Apache Helo China

UPDATED: Latest Theory Is The Helo Is From Chinese Museum. No Proof.

A photo of a helicopter that looks quite a bit like an American Apache AH-64 attack helicopter on a truck has surfaced in China. The experts agree on one thing: they aren’t sure what the aircraft is or what it portends.

What do we know? The Chinese have been trying to develop attack helicopters like the Apache for more than a decade. One is a variant based on the Z-9, but it reportedly has limited manueverablity and a pretty light weapons load. The WZ-10 flew at a Chinese air show last year, with its designer claiming it’s already one of the three best attack helicopters in the world.

http://youtu.be/vgyEL12821A

(This video from Chinese television shows the WZ-10 in flight. The similarities to the Apache are self-evident: the two seats “staggered” one above and behind the other, the sensor pod on the nose, the weapons pylons. But there are several key details that let you tell them apart — see below)

We also know — as Dean Cheng, the Heritage Foundation’s respected expert on the Chinese military, points out — that the Chinese “are very good at deception.” (“All warfare is based on deception,” wrote Sun Tzu millennia ago). Why, Cheng wonders in an email to us, is this helicopter not covered as other prototype Chinese aircraft have been over the last few years? Why is it being moved out in the open on a clear, bright day, on a civilian flatbed with no apparent security? Who took the photo and allowed it to be posted? With China, he said, “we always have to wonder, at least a little, why we’re being allowed to see things.”

Cheng doesn’t rule one way or another on which helicopter this is. Instead, he says, “it would be interesting to see flight-tests, etc. of the helo, before determining whether this particular version is real.” The WZ-10, on the other hand is “at least in prototype flight testing.”

But the chopper in the picture sure looks like an American Apache, not a Chinese WZ-10: It has the Apache’s distinctive side bulges below the cockpit (which house electronics), smooth curves, and its single-canopy cockpit, as opposed to the flat sides, sharp angles, and dual canopies of the WZ-10 (and, for that matter, most non-US attack helicopters). If it’s not a real Apache, it’s a pretty good mock-up of one.

Real or fake, why has this photo surfaced?

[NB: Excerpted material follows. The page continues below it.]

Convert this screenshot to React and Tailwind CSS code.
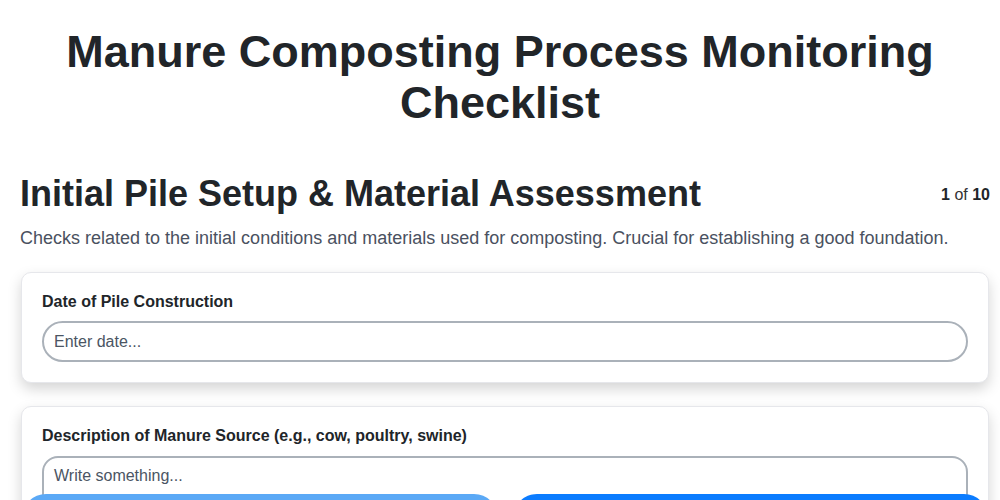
import { useState } from "react";

export default function App() {
  const [date, setDate] = useState("");
  const [source, setSource] = useState("");

  return (
    <div className="min-h-screen bg-white font-['Liberation_Sans',Arial,sans-serif] text-[#212529]">
      <h1 className="pt-[26px] text-center text-[45px] font-bold leading-[51px] px-[50px]">
        Manure Composting Process Monitoring Checklist
      </h1>

      <div className="pl-5 pr-[10px] mt-[46px]">
        {/* Section header */}
        <div className="flex items-start justify-between">
          <h2 className="text-4xl font-bold leading-10">Initial Pile Setup &amp; Material Assessment</h2>
          <span className="mt-[9px] text-base text-[#333]">
            <b className="text-[#212529]">1</b> of <b className="text-[#212529]">10</b>
          </span>
        </div>
        <p className="mt-[10px] text-[18px] leading-7 text-[#4a5160]">
          Checks related to the initial conditions and materials used for composting. Crucial for establishing a good foundation.
        </p>

        <div className="mt-5 flex flex-col gap-[23px] mx-[1px]">
          <div className="rounded-[10px] border border-[#e6e7eb] bg-white px-5 pt-[19px] pb-5 shadow-[0_6px_14px_rgba(0,0,0,0.17)]">
            <label className="block text-base font-bold leading-5">Date of Pile Construction</label>
            <input
              value={date}
              onChange={(e) => setDate(e.target.value)}
              placeholder="Enter date..."
              className="mt-[9px] block h-[41px] w-full rounded-full border-2 border-[#aab1b9] px-[10px] text-base text-[#333] placeholder:text-[#4b5563] outline-none"
            />
          </div>

          <div className="rounded-[10px] border border-[#e6e7eb] bg-white px-5 pt-[19px] pb-5 shadow-[0_6px_14px_rgba(0,0,0,0.17)]">
            <label className="block text-base font-bold leading-5">
              Description of Manure Source (e.g., cow, poultry, swine)
            </label>
            <textarea
              value={source}
              onChange={(e) => setSource(e.target.value)}
              placeholder="Write something..."
              rows={4}
              className="mt-[10px] block w-full resize-none rounded-[16px] border-2 border-[#aab1b9] px-[10px] py-[6px] text-base text-[#333] placeholder:text-[#4b5563] outline-none"
            />
          </div>
        </div>
      </div>

      <div className="fixed left-[22px] right-[12px] top-[494px] flex gap-[15px]">
        <button aria-label="Previous" className="h-12 flex-1 rounded-full bg-[#5ba9f6]" />
        <button aria-label="Next" className="h-12 flex-1 rounded-full bg-[#0b7cff]" />
      </div>
    </div>
  );
}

If it’s an actual AH-64 or a working clone, why on Earth is it riding around in broad daylight with no security? Perhaps, just maybe, to freak Americans and our allies out?

Bottom line: “That the Chinese are working on an attack helo (or perhaps even more than one) is almost certain. Whether it looks like what’s on the flat-bed truck is much less clear,” Cheng writes in his email.

We contacted two other Chinese military experts, Larry Wortzel of the U.S.-China Economic and Security Review Commission, and Albert Willner, director of CNA’s China Security Affairs Group. Willner said he just couldn’t offer an opinion. Wortzel said speculation in the Aviationist covered most of the bases.

The photos first appeared on the China defense blog.

Finally, our readers will remember that Pratt & Whitney was fined recently for illegally supplying engine technology to the Chinese which was used to help develop the WZ-10 helicopter’s engines.